A few days after hanging them on the wall, I realized that they would be the perfect width for holding my rulers – which I have never been able to find a home for or keep from burying under my projects. I measured the small ledge already hanging on my wall and it was exactly the same width & height as a LACK tabletop! I can’t believe I didn’t think of it before! The RIBBA picture ledge is practically made for the LACK!
So I bought two more small RIBBAs and marked & drilled the necessary holes on the sides of my cutting table. (In retrospect, it would have been much easier to mark the holes by lining up the RIBBA with the legless tabletop on the floor, if I hadn’t already built the table years ago.) Then I attached the ledges with 3” drywall screws and moved my rulers into their new home. I quickly discovered the ledge also makes a good pencil tray.
The other major sewing room hack is in the closet where I store most of my fabric and some of my patterns. It used to be a major disaster!

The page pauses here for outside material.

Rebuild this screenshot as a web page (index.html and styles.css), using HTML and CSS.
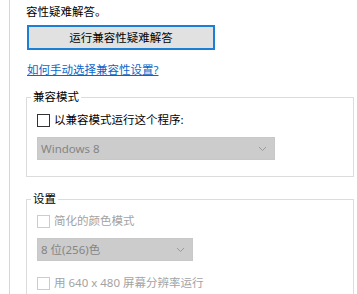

(In hopes that it might inspire others, here’s the short version.) Basically, we turned the ANTONIUS drawer frames 90° so that the wire drawers slide out, with the wider side of the drawer in the front. By reorienting the frame design, the closet holds 16 drawers, maximizing the use of space with two towers facing each other. And I can still pull a basket drawer completely out of the closet when I need to go through it. The hack turned out to be more complicated than I expected, so I had to recruit my husband’s coworker to shorten the drawer frame pieces. (At work he has access to power tools I don’t have at home – like the steel-cutting kind.)
I’m sure with more time, I could have figured out a better way to execute the project, but it’s installed and it works, so I’m happy.